The mystification of weapons dehumanizes people. It makes the debate about the weapons, rather than about the people. And once the weapons are invested with a sinister power, then they come to seem evil... and the people who defend them also begin to seem evil.
What kind of a sick person would buy an assault rifle? What kind of demented mind would defend using a drone? Once you make the weapon seem evil, you can then make anyone who uses it seem evil by association.
The anti-war movement did that with nuclear weapons. Then it extended that aura of menace to nuclear power plants. Now it's doing it with drones.
Armed drones are used abroad because they allow for targeted strikes inside hostile territory while eliminating military casualties. Surveillance drones are going to be used extensively at home, and that is a serious issue, but armed drones are not likely to be because the United States is not hostile territory.
An armed drone makes a lot of sense if you want to kill an Al Qaeda terrorist in Pakistan across territory controlled by the Pakistani Taliban whose weapons would seriously endanger a SEAL Team. It makes no sense if you want to take down someone having a Doubleshot Mocha Frappucino at Starbucks. Until the United States becomes hostile territory for Federal law enforcement, there would be no reason to use an armed drone. And if the United States does become hostile territory, then it is highly unlikely that whoever is running things in Washington by then would care about the finer points of the Posse Comitatus Act in the middle of a civil war.
The only realistic point in time in which drones are being used to assassinate Americans inside the United States is a state of civil war where military force is already being used on a large scale against Americans and the debate will have become moot and will be settled with guns.
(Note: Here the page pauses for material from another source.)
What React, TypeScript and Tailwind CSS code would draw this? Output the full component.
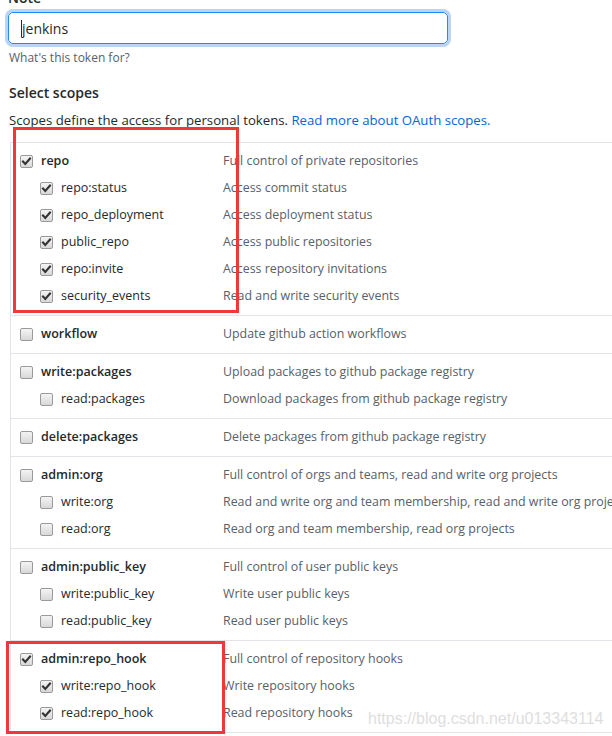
import React from "react";

type Scope = { name: string; desc: string; checked: boolean; child?: boolean };

const groups: Scope[][] = [
  [
    { name: "repo", desc: "Full control of private repositories", checked: true },
    { name: "repo:status", desc: "Access commit status", checked: true, child: true },
    { name: "repo_deployment", desc: "Access deployment status", checked: true, child: true },
    { name: "public_repo", desc: "Access public repositories", checked: true, child: true },
    { name: "repo:invite", desc: "Access repository invitations", checked: true, child: true },
    { name: "security_events", desc: "Read and write security events", checked: true, child: true },
  ],
  [{ name: "workflow", desc: "Update github action workflows", checked: false }],
  [
    { name: "write:packages", desc: "Upload packages to github package registry", checked: false },
    { name: "read:packages", desc: "Download packages from github package registry", checked: false, child: true },
  ],
  [{ name: "delete:packages", desc: "Delete packages from github package registry", checked: false }],
  [
    { name: "admin:org", desc: "Full control of orgs and teams, read and write org projects", checked: false },
    { name: "write:org", desc: "Read and write org and team membership, read and write org projects", checked: false, child: true },
    { name: "read:org", desc: "Read org and team membership, read org projects", checked: false, child: true },
  ],
  [
    { name: "admin:public_key", desc: "Full control of user public keys", checked: false },
    { name: "write:public_key", desc: "Write user public keys", checked: false, child: true },
    { name: "read:public_key", desc: "Read user public keys", checked: false, child: true },
  ],
  [
    { name: "admin:repo_hook", desc: "Full control of repository hooks", checked: true },
    { name: "write:repo_hook", desc: "Write repository hooks", checked: true, child: true },
    { name: "read:repo_hook", desc: "Read repository hooks", checked: true, child: true },
  ],
];

function Check({ checked }: { checked: boolean }) {
  return (
    <div className="w-[13px] h-[13px] shrink-0 rounded-[2px] border border-[#9a9a9a] bg-gradient-to-b from-[#f4f4f4] to-[#d8d8d8] flex items-center justify-center">
      {checked && (
        <svg width="11" height="11" viewBox="0 0 11 11">
          <path d="M2 5.5 L4.3 8 L9 2.6" fill="none" stroke="#333" strokeWidth="2.1" strokeLinecap="square" />
        </svg>
      )}
    </div>
  );
}

export default function App() {
  return (
    <div className="relative w-[612px] h-[736px] overflow-hidden bg-white font-['Open_Sans',sans-serif] text-[#24292e]">
      <div className="pl-[8px]">
        <div className="h-[20px] -mt-[12px] text-[14px] font-semibold leading-[20px]">Note</div>
        <div className="mt-[4px] h-[32px] w-[440px] rounded-[5px] border border-[#2188ff] shadow-[0_0_0_3px_rgba(3,102,214,0.28)] pl-[13px] flex items-center text-[14px]">
          <span className="relative">
            <span className="absolute -left-[1px] top-[2px] w-[1px] h-[17px] bg-[#24292e]" />
            jenkins
          </span>
        </div>
        <div className="mt-[5px] h-[18px] leading-[18px] text-[12px] text-[#586069] pl-[1px]">What's this token for?</div>
        <div className="mt-[16px] h-[20px] leading-[20px] text-[14px] font-semibold pl-[1px]">Select scopes</div>
        <div className="mt-[7px] h-[20px] leading-[20px] text-[13.2px] pl-[1px] whitespace-nowrap">
          Scopes define the access for personal tokens.{" "}
          <span className="text-[#0366d6]">Read more about OAuth scopes.</span>
        </div>
        <div className="mt-[12px] ml-[2px] w-[650px] border-l border-t border-[#e1e4e8]">
          {groups.map((g, gi) => (
            <div key={gi} className="border-b border-[#e1e4e8] py-[5px]">
              {g.map((s) => (
                <div key={s.name} className="h-[27px] flex items-center whitespace-nowrap">
                  <div className={`w-[212px] shrink-0 flex items-center gap-[8px] ${s.child ? "pl-[29px]" : "pl-[9px]"}`}>
                    <Check checked={s.checked} />
                    <span className={`text-[12.5px] ${s.child ? "" : "font-semibold"}`}>{s.name}</span>
                  </div>
                  <div className="text-[12.4px] text-[#586069]">{s.desc}</div>
                </div>
              ))}
            </div>
          ))}
        </div>
      </div>

      <div className="absolute left-[13px] top-[127px] w-[226px] h-[186px] border-[3px] border-[#f03838] pointer-events-none" />
      <div className="absolute left-[6px] top-[641px] w-[219px] h-[93px] border-[3px] border-[#f03838] pointer-events-none" />
      <div className="absolute left-[368px] top-[707px] text-[16px] font-['Liberation_Sans',sans-serif] text-[#dedede] whitespace-nowrap">
        https://blog.csdn.net/u013343114
      </div>
    </div>
  );
}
Unlike the militarization of civilian law enforcement, military drones are not a threat to Americans. We're not losing our freedom because of the 3d Special Operations Squadron in New Mexico. We are losing it because the Department of Education not only has its own police force with the powers of arrest, but because it is part of a vast Federal bureaucracy with nearly unlimited regulatory powers.
Joining in the anti-war crowd's demonization of the military distracts from the real issue, which is not that military drones are coming to get us, but that human drones are voting in blocs and coalitions for a vast unfunded nanny state.
We aren't dealing with fascism, we're dealing with bureaucratic collectivism. Rather than a militarized society, what we have is a socialized society. The people who run it don't care much for the military. They prefer nudges and regulations. They wipe out entire industries with the stroke of a pen leaving few other options.
The enemy is in the non-profit think-tanks that come up with the latest 'nudge' to socialize people and the latest billionaire who gets bored and wants to treat an entire city like his employees. It's the news anchors whose big ambition is to read things in a serious voice from the teleprompter and all the people who automatically repeat back what they hear on the news.
The enemy is every bright-eyed boy and girl who leave college determined to make the world a better place by eliminating all the things and people they have been told are bad. The enemy is the entire system of education and entertainment that shaped them into human drones on a mission of progress.
The enemy isn't operating a Predator or Global Hawk over Afghanistan. The enemy is right here.